There were contrasting fortunes for these teams: while Wales, Scotland and Ireland failed to progress beyond the group stages, Tonga, Papua New Guinea, Samoa and Fiji reached the knockout rounds. Perhaps it is no coincidence that the overwhelming majority of these more successful nations’ squads play professionally in the NRL or Super League.

Playing away

This manipulation of international eligibility rules can have a beneficial effect in avoiding “walkover” results such as the 74-6 defeat for Scotland against New Zealand. But for smaller national federations, it places a disproportionate amount of power in the hands of the professional English and Australian league bodies. The current system provides an international platform to further promote the talent of their globally recognised and financially healthy domestic leagues.

For nations seeking to emulate that growth, their emergent domestic talent would likely be encouraged to compete overseas to reach elite level international competition. It is wholly conceivable that a young Canadian talent might be recruited by the Toronto team, end up competing exclusively against English opposition in the Super League – and then play for England because of eligibility rules.
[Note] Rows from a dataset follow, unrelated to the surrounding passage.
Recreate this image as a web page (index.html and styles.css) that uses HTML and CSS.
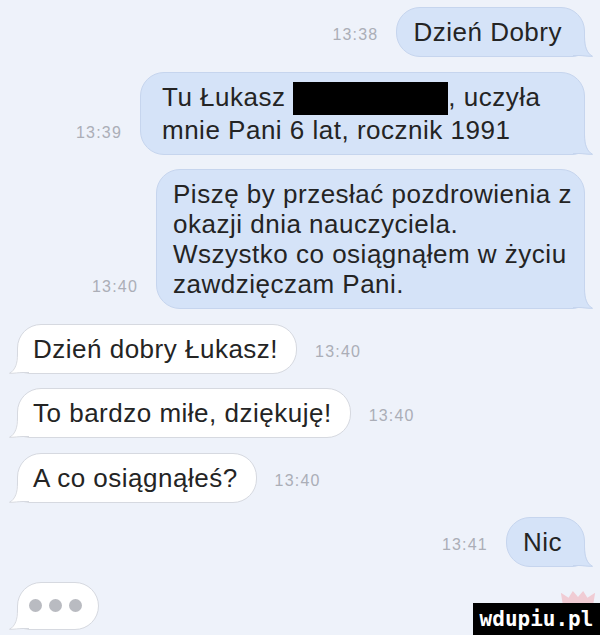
FILE: index.html
```html
<!DOCTYPE html>
<html lang="pl">
<head>
    <meta charset="UTF-8">
    <meta name="viewport" content="width=device-width, initial-scale=1.0">
    <title>Wiadomości</title>
    <link rel="stylesheet" href="styles.css">
</head>
<body>
    <section class="chat">
        <div class="msg sent">
            <span class="time">13:38</span>
            <div class="bubble">
                Dzień Dobry
                <svg class="tail" viewBox="0 0 20 20"><path class="tail-fill" d="M0,0 L12,0 C12,9 14,16 20,19.6 C15,19.8 10,19 6,19 L0,19 Z"/><path class="tail-line" d="M11.5,0 C11.5,9 13.5,16 19.5,19.3 C15,19.5 10,18.5 6,18.5 L0,18.5"/></svg>
            </div>
        </div>

        <div class="msg sent">
            <span class="time">13:39</span>
            <div class="bubble bubble-wide">
                Tu Łukasz <span class="censor"></span>, uczyła<br>
                mnie Pani 6 lat, rocznik 1991
                <svg class="tail" viewBox="0 0 20 20"><path class="tail-fill" d="M0,0 L12,0 C12,9 14,16 20,19.6 C15,19.8 10,19 6,19 L0,19 Z"/><path class="tail-line" d="M11.5,0 C11.5,9 13.5,16 19.5,19.3 C15,19.5 10,18.5 6,18.5 L0,18.5"/></svg>
            </div>
        </div>

        <div class="msg sent">
            <span class="time">13:40</span>
            <div class="bubble bubble-long">
                Piszę by przesłać pozdrowienia z<br>
                okazji dnia nauczyciela.<br>
                Wszystko co osiągnąłem w życiu<br>
                zawdzięczam Pani.
                <svg class="tail" viewBox="0 0 20 20"><path class="tail-fill" d="M0,0 L12,0 C12,9 14,16 20,19.6 C15,19.8 10,19 6,19 L0,19 Z"/><path class="tail-line" d="M11.5,0 C11.5,9 13.5,16 19.5,19.3 C15,19.5 10,18.5 6,18.5 L0,18.5"/></svg>
            </div>
        </div>

        <div class="msg received">
            <div class="bubble">
                Dzień dobry Łukasz!
                <svg class="tail" viewBox="0 0 20 20"><path class="tail-fill" d="M0,0 L12,0 C12,9 14,16 20,19.6 C15,19.8 10,19 6,19 L0,19 Z"/><path class="tail-line" d="M11.5,0 C11.5,9 13.5,16 19.5,19.3 C15,19.5 10,18.5 6,18.5 L0,18.5"/></svg>
            </div>
            <span class="time">13:40</span>
        </div>

        <div class="msg received">
            <div class="bubble">
                To bardzo miłe, dziękuję!
                <svg class="tail" viewBox="0 0 20 20"><path class="tail-fill" d="M0,0 L12,0 C12,9 14,16 20,19.6 C15,19.8 10,19 6,19 L0,19 Z"/><path class="tail-line" d="M11.5,0 C11.5,9 13.5,16 19.5,19.3 C15,19.5 10,18.5 6,18.5 L0,18.5"/></svg>
            </div>
            <span class="time">13:40</span>
        </div>

        <div class="msg received">
            <div class="bubble">
                A co osiągnąłeś?
                <svg class="tail" viewBox="0 0 20 20"><path class="tail-fill" d="M0,0 L12,0 C12,9 14,16 20,19.6 C15,19.8 10,19 6,19 L0,19 Z"/><path class="tail-line" d="M11.5,0 C11.5,9 13.5,16 19.5,19.3 C15,19.5 10,18.5 6,18.5 L0,18.5"/></svg>
            </div>
            <span class="time">13:40</span>
        </div>

        <div class="msg sent">
            <span class="time">13:41</span>
            <div class="bubble">
                Nic
                <svg class="tail" viewBox="0 0 20 20"><path class="tail-fill" d="M0,0 L12,0 C12,9 14,16 20,19.6 C15,19.8 10,19 6,19 L0,19 Z"/><path class="tail-line" d="M11.5,0 C11.5,9 13.5,16 19.5,19.3 C15,19.5 10,18.5 6,18.5 L0,18.5"/></svg>
            </div>
        </div>

        <div class="msg received">
            <div class="bubble typing">
                <span class="dot"></span>
                <span class="dot"></span>
                <span class="dot"></span>
                <svg class="tail" viewBox="0 0 20 20"><path class="tail-fill" d="M0,0 L12,0 C12,9 14,16 20,19.6 C15,19.8 10,19 6,19 L0,19 Z"/><path class="tail-line" d="M11.5,0 C11.5,9 13.5,16 19.5,19.3 C15,19.5 10,18.5 6,18.5 L0,18.5"/></svg>
            </div>
        </div>
    </section>

    <div class="watermark">
        <svg class="crown" viewBox="0 0 40 14"><path d="M2,14 L0,2 L9,8 L14,0 L20,7 L26,0 L31,8 L40,2 L38,14 Z"/></svg>
        <span class="brand">wdupiu.pl</span>
    </div>
</body>
</html>
```

FILE: styles.css
```css
* {
    box-sizing: border-box;
}

html, body {
    margin: 0;
    height: 100%;
}

body {
    background-color: #eef2fa;
    font-family: 'Liberation Sans', Arial, sans-serif;
    color: #242424;
    overflow: hidden;
    position: relative;
}

.chat {
    display: flex;
    flex-direction: column;
    gap: 14.5px;
    padding: 7px 15px 0 17px;
}

.msg {
    display: flex;
    align-items: flex-end;
    gap: 18px;
}

.msg.sent {
    justify-content: flex-end;
}

.time {
    font-size: 16px;
    line-height: 18px;
    letter-spacing: 1.2px;
    color: #abaeb7;
    margin-bottom: 13px;
}

.bubble {
    position: relative;
    font-size: 26px;
    line-height: 30px;
    letter-spacing: 0.5px;
    padding: 9px 22px 9px 16px;
    border-radius: 24px;
    border: 1px solid;
}

.sent .bubble {
    background-color: #d5e3f8;
    border-color: #c6d5ee;
    border-bottom-right-radius: 12px;
}

.sent .bubble-wide {
    width: 445px;
    padding-left: 21px;
}

.sent .bubble-long {
    padding-right: 12px;
}

.received .bubble {
    background-color: #ffffff;
    border-color: #d6d9e0;
    border-bottom-left-radius: 12px;
    padding: 9px 18px 9px 15px;
}

.tail {
    position: absolute;
    bottom: -1px;
    width: 20px;
    height: 20px;
    overflow: visible;
}

.sent .tail {
    right: -9px;
}

.received .tail {
    left: -9px;
    transform: scaleX(-1);
}

.tail-line {
    fill: none;
    stroke-width: 1;
}

.sent .tail-fill {
    fill: #d5e3f8;
}

.sent .tail-line {
    stroke: #c6d5ee;
}

.received .tail-fill {
    fill: #ffffff;
}

.received .tail-line {
    stroke: #d6d9e0;
}

.censor {
    display: inline-block;
    width: 155px;
    height: 33px;
    background-color: #000;
    vertical-align: -9px;
}

.typing {
    display: flex;
    gap: 7px;
    align-items: center;
    height: 48px;
}

.received .typing {
    padding: 0 16px 0 11px;
}

.dot {
    width: 13px;
    height: 13px;
    border-radius: 50%;
    background-color: #b9bbc1;
}

.watermark {
    position: absolute;
    right: 0;
    bottom: 0;
    display: flex;
    flex-direction: column;
    align-items: flex-end;
}

.crown {
    width: 36px;
    height: 12px;
    margin-right: 4px;
    fill: #f2bcc4;
    opacity: 0.7;
}

.brand {
    display: block;
    width: 127px;
    height: 32px;
    background-color: #000;
    color: #fff;
    font-family: 'DejaVu Sans Mono', monospace;
    font-weight: bold;
    font-size: 21px;
    line-height: 32px;
    text-align: center;
}
```
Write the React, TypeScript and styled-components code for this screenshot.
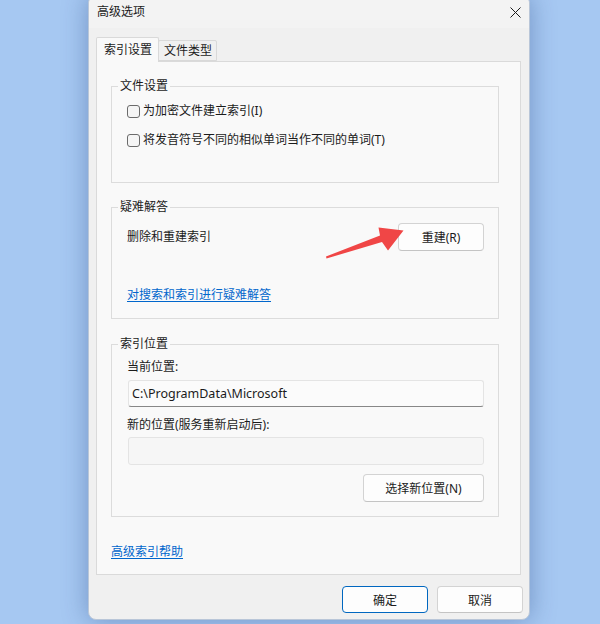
import styled, { createGlobalStyle } from "styled-components";

const ui = {
  desktop: "#a6c8f2",
  frame: "#f0f0f0",
  sheet: "#f9f9f9",
  line: "#dcdcdc",
  text: "#1b1b1b",
  link: "#0066cc",
  accent: "#0067c0",
};

const GlobalStyle = createGlobalStyle`
  html, body {
    margin: 0;
    padding: 0;
  }
  body {
    background: ${ui.desktop};
    font-family: "Noto Sans", "Noto Sans CJK SC", sans-serif;
    font-size: 12px;
    color: ${ui.text};
  }
  * {
    box-sizing: border-box;
  }
`;

const Desktop = styled.div`
  position: relative;
  width: 600px;
  height: 624px;
  overflow: hidden;
  padding-left: 88px;
  background: ${ui.desktop};
`;

const Window = styled.div`
  margin-top: -5px;
  width: 442px;
  height: 625px;
  display: flex;
  flex-direction: column;
  background: ${ui.frame};
  border: 1px solid #b9c6d8;
  border-radius: 8px;
  box-shadow: 0 0 26px rgba(30, 60, 120, 0.38);
`;

const TitleBar = styled.div`
  height: 32px;
  display: flex;
  align-items: center;
  justify-content: space-between;
  padding-left: 8px;
  background: #f3f3f3;
  border-radius: 8px 8px 0 0;
`;

const Title = styled.span`
  line-height: 16px;
`;

const CloseButton = styled.button`
  appearance: none;
  border: none;
  background: none;
  width: 28px;
  height: 32px;
  padding: 0;
  display: flex;
  align-items: center;
  justify-content: center;
  color: #1a1a1a;
`;

const TabStrip = styled.div`
  margin-top: 9px;
  height: 24px;
  display: flex;
  align-items: flex-end;
  padding-left: 7px;
`;

const Tab = styled.div<{ $active?: boolean }>`
  position: relative;
  z-index: ${(p) => (p.$active ? 2 : 1)};
  height: ${(p) => (p.$active ? "25px" : "21px")};
  margin-bottom: ${(p) => (p.$active ? "-1px" : "0")};
  margin-left: ${(p) => (p.$active ? "0" : "-1px")};
  padding: ${(p) => (p.$active ? "4px 6px 0 7px" : "2px 4px 0 5px")};
  line-height: 16px;
  background: ${(p) => (p.$active ? ui.sheet : "#f0f0f0")};
  border: 1px solid #d9d9d9;
  border-bottom: ${(p) => (p.$active ? "none" : "1px solid #d9d9d9")};
  border-radius: 2px 2px 0 0;
`;

const Sheet = styled.div`
  margin: 0 8px 0 7px;
  height: 514px;
  display: flex;
  flex-direction: column;
  padding: 24px 21px 0 14px;
  background: ${ui.sheet};
  border: 1px solid #dadada;
`;

const Group = styled.div<{ $height: number; $gap?: number }>`
  height: ${(p) => p.$height}px;
  margin-top: ${(p) => p.$gap ?? 0}px;
  display: flex;
  flex-direction: column;
  padding: 0 14px 0 15px;
  border: 1px solid ${ui.line};
`;

const Legend = styled.span`
  align-self: flex-start;
  margin: -9px 0 0 -9px;
  padding: 0 2px;
  line-height: 16px;
  background: ${ui.sheet};
`;

const CheckRow = styled.label<{ $gap: number }>`
  margin-top: ${(p) => p.$gap}px;
  display: flex;
  align-items: center;
  gap: 3px;
  line-height: 16px;
`;

const Box = styled.span`
  width: 13px;
  height: 13px;
  border: 1px solid #6b6b6b;
  border-radius: 3px;
  background: #f5f5f5;
`;

const Row = styled.div<{ $gap: number }>`
  margin-top: ${(p) => p.$gap}px;
  display: flex;
  align-items: center;
  justify-content: space-between;
`;

const Label = styled.span<{ $gap?: number }>`
  margin-top: ${(p) => p.$gap ?? 0}px;
  line-height: 16px;
`;

const Link = styled.a<{ $gap: number }>`
  margin-top: ${(p) => p.$gap}px;
  align-self: flex-start;
  line-height: 16px;
  color: ${ui.link};
  text-decoration: underline;
  text-underline-offset: 2px;
  cursor: pointer;
`;

const PathField = styled.div<{ $gap: number; $empty?: boolean }>`
  margin: ${(p) => p.$gap}px 0 0 1px;
  height: ${(p) => (p.$empty ? 28 : 27)}px;
  display: flex;
  align-items: center;
  padding-left: 3px;
  font-size: 12.5px;
  background: ${(p) => (p.$empty ? "#f6f6f6" : "#fbfbfb")};
  border: 1px solid #e4e4e4;
  border-bottom-color: ${(p) => (p.$empty ? "#e4e4e4" : "#878787")};
  border-radius: 3px;
`;

const Button = styled.button<{ $primary?: boolean; $width?: number; $gap?: number }>`
  appearance: none;
  width: ${(p) => p.$width ?? 86}px;
  height: ${(p) => (p.$primary !== undefined ? 27 : 28)}px;
  margin-top: ${(p) => p.$gap ?? 0}px;
  padding: 0;
  font: inherit;
  color: ${ui.text};
  background: #fdfdfd;
  border: 1px solid ${(p) => (p.$primary ? ui.accent : "#d3d3d3")};
  border-bottom-color: ${(p) => (p.$primary ? ui.accent : "#c4c4c4")};
  border-radius: 4px;
`;

const RightButton = styled(Button)`
  align-self: flex-end;
`;

const Footer = styled.div`
  display: flex;
  justify-content: flex-end;
  gap: 9px;
  padding: 11px 6px 0 0;
`;

const Callout = styled.svg`
  position: absolute;
  left: 0;
  top: 0;
  pointer-events: none;
`;

function CloseGlyph() {
  return (
    <svg width="11" height="11" viewBox="0 0 11 11" fill="none">
      <path d="M0.5 0.5l10 10M10.5 0.5l-10 10" stroke="currentColor" strokeWidth="1" />
    </svg>
  );
}

export default function App() {
  return (
    <>
      <GlobalStyle />
      <Desktop>
        <Window>
          <TitleBar>
            <Title>高级选项</Title>
            <CloseButton aria-label="关闭">
              <CloseGlyph />
            </CloseButton>
          </TitleBar>

          <TabStrip>
            <Tab $active>索引设置</Tab>
            <Tab>文件类型</Tab>
          </TabStrip>

          <Sheet>
            <Group $height={97}>
              <Legend>文件设置</Legend>
              <CheckRow $gap={9}>
                <Box />
                为加密文件建立索引(I)
              </CheckRow>
              <CheckRow $gap={13}>
                <Box />
                将发音符号不同的相似单词当作不同的单词(T)
              </CheckRow>
            </Group>

            <Group $height={112} $gap={24}>
              <Legend>疑难解答</Legend>
              <Row $gap={8}>
                <Label>删除和重建索引</Label>
                <Button>重建(R)</Button>
              </Row>
              <Link $gap={36}>对搜索和索引进行疑难解答</Link>
            </Group>

            <Group $height={173} $gap={25}>
              <Legend>索引位置</Legend>
              <Label $gap={7}>当前位置:</Label>
              <PathField $gap={5}>C:\ProgramData\Microsoft</PathField>
              <Label $gap={10}>新的位置(服务重新启动后):</Label>
              <PathField $gap={4} $empty />
              <RightButton $width={121} $gap={9}>
                选择新位置(N)
              </RightButton>
            </Group>

            <Link $gap={27}>高级索引帮助</Link>
          </Sheet>

          <Footer>
            <Button $primary>确定</Button>
            <Button $primary={false}>取消</Button>
          </Footer>
        </Window>

        <Callout width="600" height="624" viewBox="0 0 600 624">
          <polygon
            points="326.5,258.5 382,242 388,250.5 403.5,230.5 378.5,227.5 380,235.5 326,256.5"
            fill="#f04646"
            strokeLinejoin="round"
          />
        </Callout>
      </Desktop>
    </>
  );
}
Recent calls for the strongest nations to subsidise the growth of “tier two” rugby league nations and their developing leagues has gathered traction. But the sporadic and limited growth of domestic competitions seems to be mirrored in the stuttering growth of the international game.

As long as the strength of English and Australian professional rugby league is disproportionately distributed, growing the reach of the sport will remain restricted. Likewise, on the international stage, those two countries have become the axis of power in the sport, effectively excluding others.

So who won the Rugby League World Cup? The record books will indicate it was Australia, with their six points against England’s zero. But rather than the speed of the backs or the strength of the forwards, this victory could easily be attributed to the disproportionate power of the two professional leagues that dominate the sport.